Problem to solve:
Extract only the first line of the listing and every line after it up to and including the one with "import React from 'react';". Omit the pictures.

Material provided:
┌──

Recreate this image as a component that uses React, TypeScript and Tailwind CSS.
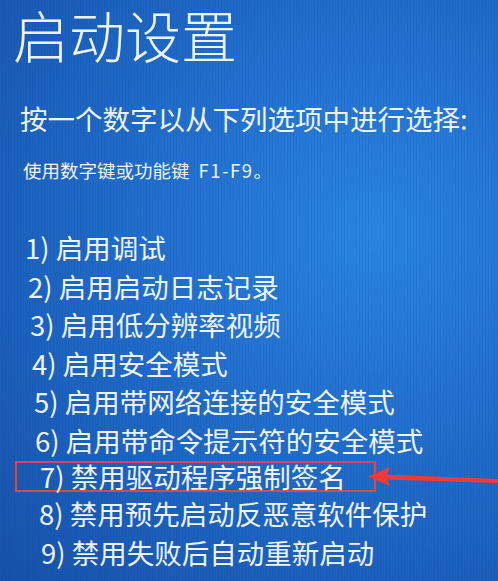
import React from 'react';

const items = [
    { label: '1) 启用调试', cls: 'pl-[25px]' },
    { label: '2) 启用启动日志记录', cls: 'pl-[28px]' },
    { label: '3) 启用低分辨率视频', cls: 'pl-[30px]' },
    { label: '4) 启用安全模式', cls: 'pl-[32px]' },
    { label: '5) 启用带网络连接的安全模式', cls: 'pl-[34px]' },
    { label: '6) 启用带命令提示符的安全模式', cls: 'pl-[35px]' },
    { label: '7) 禁用驱动程序强制签名', cls: 'pl-[38px]', marked: true },
    { label: '8) 禁用预先启动反恶意软件保护', cls: 'pl-[39px]' },
    { label: '9) 禁用失败后自动重新启动', cls: 'pl-[41px]' },
];

const App = () => {
    return (
        <div
            className="relative w-[498px] h-[581px] overflow-hidden text-[#eef4ff] bg-[radial-gradient(ellipse_at_75%_40%,#2a86df_0%,#2372cf_35%,#1c60bd_70%,#1751a8_100%)]"
            style={{ fontFamily: '"Noto Sans CJK SC", "Noto Sans", sans-serif' }}
        >
            {/* scanline texture */}
            <div className="absolute inset-0 pointer-events-none opacity-20 bg-[repeating-linear-gradient(90deg,transparent_0px,transparent_2px,#0b3f8a_3px)]" />

            <div className="relative flex flex-col">
                {/* Title */}
                <h1 className="pl-[13px] pt-[2px] text-[56px] leading-[64px] font-light">启动设置</h1>

                {/* Subtitle */}
                <p className="mt-[32px] pl-[20px] text-[27.5px] leading-[40px]">按一个数字以从下列选项中进行选择:</p>

                {/* Hint */}
                <p className="mt-[19px] pl-[23px] text-[18.5px] leading-[26px]">
                    使用数字键或功能键<span className="ml-[9px] tracking-[1.5px]">F1-F9</span>。
                </p>

                {/* Options */}
                <ul className="mt-[45px] flex flex-col text-[27.5px]">
                    {items.map((item) =>
                        item.marked ? (
                            <li key={item.label} className="mt-[2px] mb-[2px] flex">
                                <div className="ml-[15px] w-[361px] h-[31px] border-2 border-[#e2463f] leading-[26px] pl-[23px] whitespace-nowrap">
                                    {item.label}
                                </div>
                            </li>
                        ) : (
                            <li key={item.label} className={`${item.cls} leading-[38.5px] whitespace-nowrap`}>
                                {item.label}
                            </li>
                        )
                    )}
                </ul>
            </div>

            {/* Arrow annotation */}
            <svg className="absolute left-0 top-0 pointer-events-none" width="498" height="581" viewBox="0 0 498 581">
                <path d="M384 474.5 L498 479 L498 483 L384 479.5 Z" fill="#f03a36" />
                <path d="M368 476.5 L390 467 L386 477 L390 486 Z" fill="#f03a36" />
            </svg>
        </div>
    );
};

export default App;
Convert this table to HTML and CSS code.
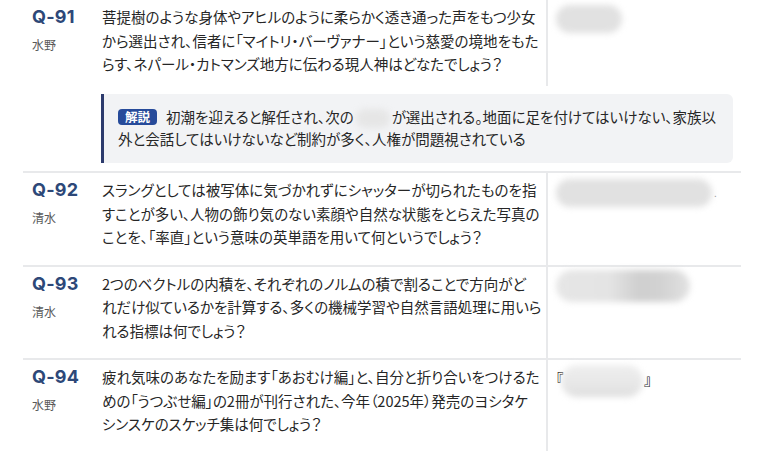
FILE: index.html
```html
<!DOCTYPE html>
<html lang="ja">

<head>
    <meta charset="UTF-8">
    <meta name="viewport" content="width=device-width, initial-scale=1.0">
    <title>問題一覧 Q-91〜Q-94</title>
    <link rel="stylesheet" href="styles.css">
</head>

<body>
    <main class="qa">
        <div class="row">
            <div class="no">
                <span class="qno">Q-91</span>
                <span class="by">水野</span>
            </div>
            <div class="q q-noted">菩提樹のような身体やアヒルのように柔らかく透き通った声をもつ少女<br>から選出され、信者に「マイトリ・バーヴァナー」という慈愛の境地をもた<br>らす、ネパール・カトマンズ地方に伝わる現人神はどなたでしょう？</div>
            <div class="a">
                <span class="mask mask-91"></span>
            </div>
            <div class="note">
                <span class="tag">解説</span>初潮を迎えると解任され、次の<span class="mask mask-inline"></span>が選出される。地面に足を付けてはいけない、家族以<br>外と会話してはいけないなど制約が多く、人権が問題視されている
            </div>
        </div>

        <div class="row">
            <div class="no">
                <span class="qno">Q-92</span>
                <span class="by">清水</span>
            </div>
            <div class="q">スラングとしては被写体に気づかれずにシャッターが切られたものを指<br>すことが多い、人物の飾り気のない素顔や自然な状態をとらえた写真の<br>ことを、「率直」という意味の英単語を用いて何というでしょう？</div>
            <div class="a">
                <span class="mask mask-92"></span><span class="tail">.</span>
            </div>
        </div>

        <div class="row">
            <div class="no">
                <span class="qno">Q-93</span>
                <span class="by">清水</span>
            </div>
            <div class="q">2つのベクトルの内積を、それぞれのノルムの積で割ることで方向がど<br>れだけ似ているかを計算する、多くの機械学習や自然言語処理に用いら<br>れる指標は何でしょう？</div>
            <div class="a">
                <span class="mask mask-93"></span>
            </div>
        </div>

        <div class="row">
            <div class="no">
                <span class="qno">Q-94</span>
                <span class="by">水野</span>
            </div>
            <div class="q">疲れ気味のあなたを励ます「あおむけ編」と、自分と折り合いをつけるた<br>めの「うつぶせ編」の2冊が刊行された、今年（2025年）発売のヨシタケ<br>シンスケのスケッチ集は何でしょう？</div>
            <div class="a"><span class="bracket">『</span><span class="mask mask-94"></span><span class="bracket">』</span></div>
        </div>
    </main>
</body>

</html>
```

FILE: styles.css
```css
body {
    margin: 0;
    background-color: #fff;
    color: #262626;
    font-family: "Noto Sans CJK JP", sans-serif;
    font-size: 14.5px;
    line-height: 23.5px;
    font-feature-settings: "palt";
}

.qa {
    width: 718px;
    margin-left: 23px;
}

.row {
    display: grid;
    grid-template-columns: 79px 444px 195px;
    border-top: 2px solid #e8e9eb;
}

.row:first-child {
    border-top: none;
}

.no {
    display: flex;
    flex-direction: column;
    padding: 5px 0 0 9px;
}

.qno {
    font-family: Inter, "Noto Sans", sans-serif;
    font-size: 18px;
    font-weight: 700;
    line-height: 24px;
    letter-spacing: 0.2px;
    color: #2d4878;
}

.by {
    margin-top: 7px;
    font-size: 12px;
    line-height: 18px;
    color: #5a5a5a;
}

.q {
    padding: 5px 0 16px 0;
    white-space: nowrap;
}

.q-noted {
    padding-bottom: 10px;
}

.a {
    padding: 5px 0 0 8px;
    border-left: 2px solid #e8e9eb;
}

.note {
    grid-column: 2 / 4;
    margin: 8px 8px 8px -1px;
    padding: 12px 14px 13px 14px;
    background-color: #f2f3f5;
    border-left: 3px solid #2d3b6d;
    border-radius: 0 6px 6px 0;
    line-height: 22px;
    white-space: nowrap;
}

.tag {
    display: inline-block;
    margin-right: 9px;
    padding: 0 7px;
    background-color: #274b9a;
    color: #fff;
    font-size: 12.5px;
    font-weight: 700;
    line-height: 16px;
    border-radius: 4px;
    vertical-align: 1px;
}

.mask {
    display: inline-block;
    height: 28px;
    background-color: #e1e1e1;
    border-radius: 14px;
    filter: blur(3px);
    vertical-align: middle;
}

.mask-inline {
    width: 34px;
    height: 19px;
    margin: 0 2px;
    background-color: #e6e6e6;
    border-radius: 10px;
}

.mask-91 {
    width: 66px;
}

.mask-92 {
    width: 156px;
    margin-top: 1px;
}

.mask-93 {
    width: 134px;
    height: 32px;
    margin-top: -2px;
    background: linear-gradient(90deg, #e6e6e6 0%, #e4e4e4 40%, #cfcfcf 62%, #d2d2d2 78%, #e2e2e2 100%);
    border-radius: 16px;
}

.bracket {
    font-weight: 700;
    color: #222;
}

.mask-94 {
    width: 82px;
    height: 32px;
    margin: 0 1px 0 -2px;
    background: linear-gradient(180deg, #eeeeee 0%, #e8e8e8 60%, #dedede 100%);
    border-radius: 16px;
}

.tail {
    margin-left: 2px;
    color: #999;
    font-size: 10px;
}
```
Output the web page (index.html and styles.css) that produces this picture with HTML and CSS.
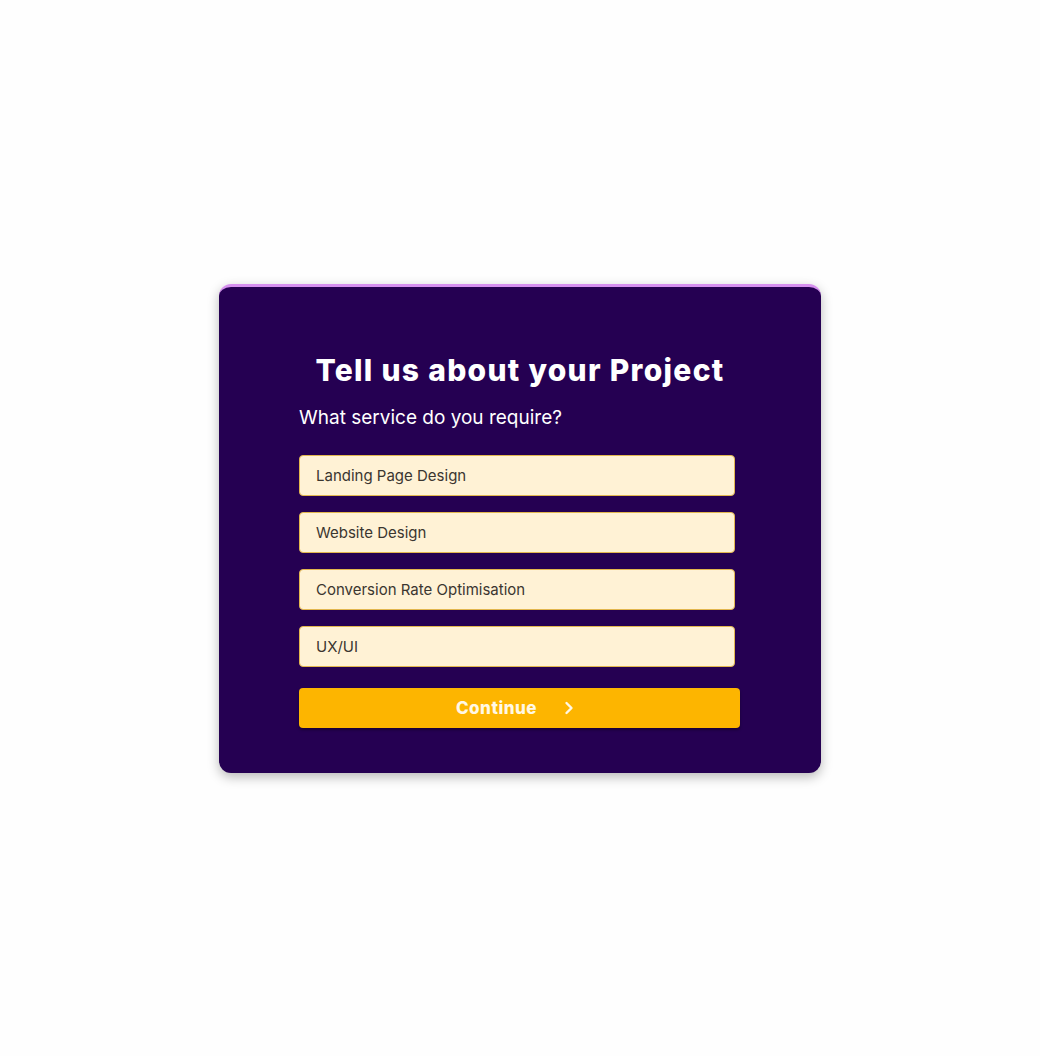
FILE: index.html
```html
<!DOCTYPE html>
<html>
<head>
<meta charset="utf-8">
<link rel="stylesheet" href="styles.css">
</head>
<body>
<div class="page">
  <div class="card">
    <h1 class="title">Tell us about your Project</h1>
    <div class="form">
      <p class="question">What service do you require?</p>
      <div class="option">Landing Page Design</div>
      <div class="option">Website Design</div>
      <div class="option">Conversion Rate Optimisation</div>
      <div class="option">UX/UI</div>
      <button class="continue">
        <span>Continue</span>
        <svg width="12" height="14" viewBox="0 0 12 14"><path d="M3.5 2 L8.5 7 L3.5 12" fill="none" stroke="#fff8e6" stroke-width="2.4" stroke-linecap="round" stroke-linejoin="round"/></svg>
      </button>
    </div>
  </div>
</div>
</body>
</html>
```
FILE: styles.css
```css
html, body {
  margin: 0;
  padding: 0;
  background: #fefefe;
}
.page {
  width: 1040px;
  height: 1056px;
  padding-top: 284px;
  box-sizing: border-box;
}
.card {
  margin-left: 219px;
  width: 602px;
  height: 489px;
  box-sizing: border-box;
  background: #250052;
  border-radius: 12px;
  border-top: 3px solid #d690ef;
  box-shadow: 0 4px 12px rgba(0,0,0,0.28);
  padding-top: 64px;
  font-family: "Inter", "Liberation Sans", sans-serif;
}
.title {
  margin: 0;
  text-align: center;
  color: #ffffff;
  font-size: 30px;
  font-weight: 800;
  line-height: 38px;
  letter-spacing: 1.3px;
}
.form {
  margin-left: 80px;
  width: 441px;
  display: flex;
  flex-direction: column;
}
.question {
  margin: 16px 0 0 0;
  color: #ffffff;
  font-size: 19px;
  line-height: 26px;
}
.option {
  margin-top: 16px;
  width: 436px;
  height: 41px;
  box-sizing: border-box;
  background: #fff2d5;
  border: 1px solid #e2b64e;
  border-radius: 4px;
  padding-left: 16px;
  display: flex;
  align-items: center;
  color: #3b3630;
  font-size: 15px;
}
.question + .option {
  margin-top: 24px;
}
.continue {
  margin-top: 21px;
  width: 441px;
  height: 40px;
  border: none;
  border-radius: 4px;
  background: #fdb500;
  box-shadow: 0 2px 3px rgba(0,0,0,0.35);
  display: flex;
  align-items: center;
  justify-content: center;
  gap: 26px;
  padding: 0 8px 0 0;
  color: #fff8e6;
  font-family: "Inter", "Liberation Sans", sans-serif;
  font-size: 17px;
  font-weight: 800;
  letter-spacing: 0.5px;
}
```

└──

The completed task:
Recreate this image as a component that uses React, TypeScript and Tailwind CSS.
import React from 'react';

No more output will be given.